Collected material
━━━━━━━━━━
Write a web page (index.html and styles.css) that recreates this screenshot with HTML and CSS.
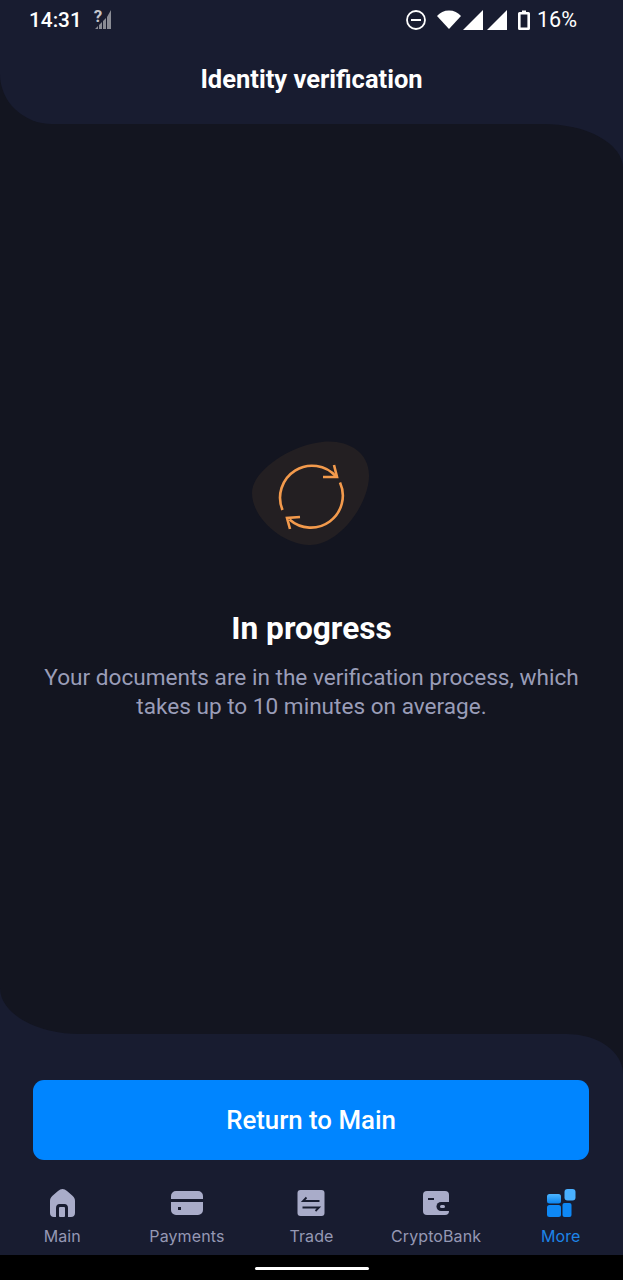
FILE: index.html
```html
<!DOCTYPE html>
<html lang="en">
<head>
    <meta charset="UTF-8">
    <meta name="viewport" content="width=device-width, initial-scale=1.0">
    <link rel="stylesheet" href="styles.css">
    <title>Identity verification</title>
</head>
<body>
    <div class="top">
        <header class="header">
            <div class="status">
                <div class="status-left">
                    <span class="time">14:31</span>
                    <span class="nosim">?</span>
                    <svg class="bars" width="16" height="19" viewBox="0 0 16 19">
                        <path d="M0 19 L3 16 V19Z M4 19 V15 L7 12 V19Z M8 19 V11 L11 8 V19Z M12 19 V7 L16 0 V19Z" fill="#8a8c95"/>
                    </svg>
                </div>
                <div class="status-right">
                    <svg width="20" height="20" viewBox="0 0 20 20">
                        <circle cx="10" cy="10" r="9" fill="none" stroke="#fff" stroke-width="1.8"/>
                        <rect x="5" y="9" width="10" height="2" fill="#fff"/>
                    </svg>
                    <svg class="wifi" width="24" height="19" viewBox="0 0 24 19">
                        <path d="M0 6 C3 2.500 7 0.500 12 0.500 C17 0.500 21 2.500 24 6 L12 19Z" fill="#fff"/>
                    </svg>
                    <svg class="cell" width="20" height="20" viewBox="0 0 20 20">
                        <path d="M0 20 L20 0 V20Z" fill="#fff"/>
                    </svg>
                    <svg class="cell" width="20" height="20" viewBox="0 0 20 20">
                        <path d="M0 20 L20 0 V20Z" fill="#fff"/>
                    </svg>
                    <svg class="batt" width="12" height="20" viewBox="0 0 12 20">
                        <path d="M4 0.500 H8 V2 H10.500 A1.500 1.500 0 0 1 12 3.500 V18.500 A1.500 1.500 0 0 1 10.500 20 H1.500 A1.500 1.500 0 0 1 0 18.500 V3.500 A1.500 1.500 0 0 1 1.500 2 H4Z M2.600 4.500 V17.500 H9.400 V4.500Z" fill="#fff" fill-rule="evenodd"/>
                    </svg>
                    <span class="percent">16%</span>
                </div>
            </div>
            <h1>Identity verification</h1>
        </header>
    </div>

    <main class="main">
        <svg class="progress" width="160" height="130" viewBox="0 0 160 130">
            <path d="M90 12 C112 9 138 20 137 47 C136 76 106 116 77 115 C50 114 20 88 20 63 C20 40 60 15 90 12Z" fill="#231f22"/>
            <g fill="none" stroke="#f39a4c" stroke-width="2.6">
                <path d="M50.500 80 A32 32 0 0 1 104 46.500"/>
                <path d="M108 52.500 A32 32 0 0 1 57.500 89.500"/>
                <path d="M102 35 L105 47 L91 47"/>
                <path d="M68 87 L55 88 L58 99"/>
            </g>
        </svg>
        <h2>In progress</h2>
        <p>Your documents are in the verification process, which takes up to 10 minutes on average.</p>
    </main>

    <div class="bottom">
        <div class="panel">
            <button class="return">Return to Main</button>
            <nav class="tabs">
                <div class="tab">
                    <svg width="30" height="30" viewBox="0 0 30 30">
                        <path d="M15.500 1 C17 1 18.500 1.800 20 3 L25.500 7.800 C27.300 9.300 28 11 28 13 V25 C28 27.500 26.500 29 24 29 H21 V20 C21 17.500 19.500 16 17.500 16 H12.500 C10.500 16 9 17.500 9 20 V29 H7 C4.500 29 3 27.500 3 25 V13 C3 11 3.700 9.300 5.500 7.800 L11 3 C12.500 1.800 14 1 15.500 1Z" fill="#a9acc9"/>
                        <rect x="12" y="19" width="6" height="10" rx="1" fill="#a9acc9"/>
                    </svg>
                    <span>Main</span>
                </div>
                <div class="tab">
                    <svg width="32" height="30" viewBox="0 0 32 30">
                        <path d="M5 3 H27 A5 5 0 0 1 32 8 V11 H0 V8 A5 5 0 0 1 5 3Z M0 14 H32 V22 A5 5 0 0 1 27 27 H5 A5 5 0 0 1 0 22Z" fill="#a9acc9"/>
                        <rect x="7" y="19" width="3" height="3" fill="#181c30"/>
                    </svg>
                    <span>Payments</span>
                </div>
                <div class="tab">
                    <svg width="30" height="30" viewBox="0 0 30 30">
                        <rect x="1.500" y="2" width="27" height="26" rx="3" fill="#a9acc9"/>
                        <path d="M23.500 13 H7 L10.500 9.500 M6.500 19.500 H23 L19.500 23" fill="none" stroke="#181c30" stroke-width="1.800"/>
                    </svg>
                    <span>Trade</span>
                </div>
                <div class="tab">
                    <svg width="30" height="30" viewBox="0 0 30 30">
                        <path d="M6 3 H24 A4 4 0 0 1 28 7 V23 A4 4 0 0 1 24 27 H6 A4 4 0 0 1 2 23 V7 A4 4 0 0 1 6 3Z" fill="#a9acc9"/>
                        <rect x="7" y="10" width="6" height="2" fill="#181c30"/>
                        <path d="M20 14 H28 V23 H20 A4.500 4.500 0 0 1 20 14Z" fill="#181c30"/>
                        <rect x="19" y="17" width="5" height="3" rx="1.500" fill="#a9acc9"/>
                    </svg>
                    <span>CryptoBank</span>
                </div>
                <div class="tab active">
                    <svg width="30" height="30" viewBox="0 0 30 30">
                        <defs>
                            <linearGradient id="more" x1="0" y1="0" x2="0" y2="1">
                                <stop offset="0" stop-color="#4db5ff"/>
                                <stop offset="1" stop-color="#0a84f0"/>
                            </linearGradient>
                        </defs>
                        <rect x="1" y="6" width="14" height="9.500" rx="2.500" fill="url(#more)"/>
                        <rect x="1" y="17" width="14" height="12" rx="2.500" fill="#0e88f5"/>
                        <rect x="16.500" y="15" width="9" height="14" rx="2" fill="#0e88f5"/>
                        <rect x="18.500" y="1" width="11" height="11.500" rx="3" fill="#49b0ff"/>
                    </svg>
                    <span>More</span>
                </div>
            </nav>
        </div>
    </div>

    <div class="navbar">
        <div class="pill"></div>
    </div>
</body>
</html>
```

FILE: styles.css
```css
*{
    margin:0;
    box-sizing:border-box;
    font-family:Roboto, sans-serif;
}
body{
    width:623px;
    height:1280px;
    overflow:hidden;
    display:flex;
    flex-direction:column;
    background:#181c30;
}
.top{
    background:#131520;
}
.header{
    height:124px;
    background:#181c30;
    border-bottom-left-radius:52px 50px;
    padding:0 46px 0 29px;
    color:white;
}
.status{
    height:38px;
    padding-top:1px;
    display:flex;
    justify-content:space-between;
    align-items:center;
}
.status-left{
    display:flex;
    align-items:center;
}
.time{
    font-size:20.8px;
    font-weight:500;
}
.nosim{
    font-size:17px;
    font-weight:700;
    color:#c4c5cb;
    margin:-7px 0 0 12px;
}
.bars{
    margin-left:-7px;
}
.status-right{
    display:flex;
    align-items:center;
}
.wifi{
    margin-left:11px;
}
.cell{
    margin-left:2px;
}
.cell + .cell{
    margin-left:4px;
}
.batt{
    margin-left:11px;
}
.percent{
    font-size:21.6px;
    margin-left:7px;
}
h1{
    margin-top:23px;
    margin-left:-29px;
    margin-right:-46px;
    font-size:25.5px;
    line-height:36px;
    font-weight:700;
    text-align:center;
}
.main{
    height:910px;
    background:#131520;
    border-top-right-radius:80px 44px;
    border-bottom-left-radius:80px 46px;
    display:flex;
    flex-direction:column;
    align-items:center;
    padding-top:306px;
}
.progress{
    display:block;
}
h2{
    margin-top:49px;
    font-size:31.6px;
    line-height:40px;
    font-weight:700;
    color:white;
}
.main p{
    margin-top:14px;
    width:560px;
    font-size:22.6px;
    line-height:29px;
    text-align:center;
    color:#9a9db8;
}
.bottom{
    background:#131520;
}
.panel{
    height:221px;
    background:#181c30;
    border-top-right-radius:56px 40px;
    padding-top:46px;
}
.return{
    display:block;
    width:556px;
    height:80px;
    margin-left:33px;
    background:#0085ff;
    color:white;
    font-size:25.8px;
    font-weight:500;
    border:none;
    border-radius:11px;
}
.tabs{
    display:flex;
    margin-top:28px;
}
.tab{
    flex:1;
    display:flex;
    flex-direction:column;
    align-items:center;
    color:#9598b4;
}
.tab svg{
    display:block;
}
.tab span{
    margin-top:8px;
    font-family:Inter, sans-serif;
    font-size:16px;
    line-height:20px;
    letter-spacing:0.1px;
}
.tab.active{
    color:#1d84e8;
}
.navbar{
    height:25px;
    background:black;
    display:flex;
    justify-content:center;
    padding-top:12px;
}
.pill{
    width:114px;
    height:3px;
    background:white;
    border-radius:2px;
}
```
━━━━━━━━━━
Goal
Find the lines above holding the word "index" and show them.

Exercise solution
Write a web page (index.html and styles.css) that recreates this screenshot with HTML and CSS.
FILE: index.html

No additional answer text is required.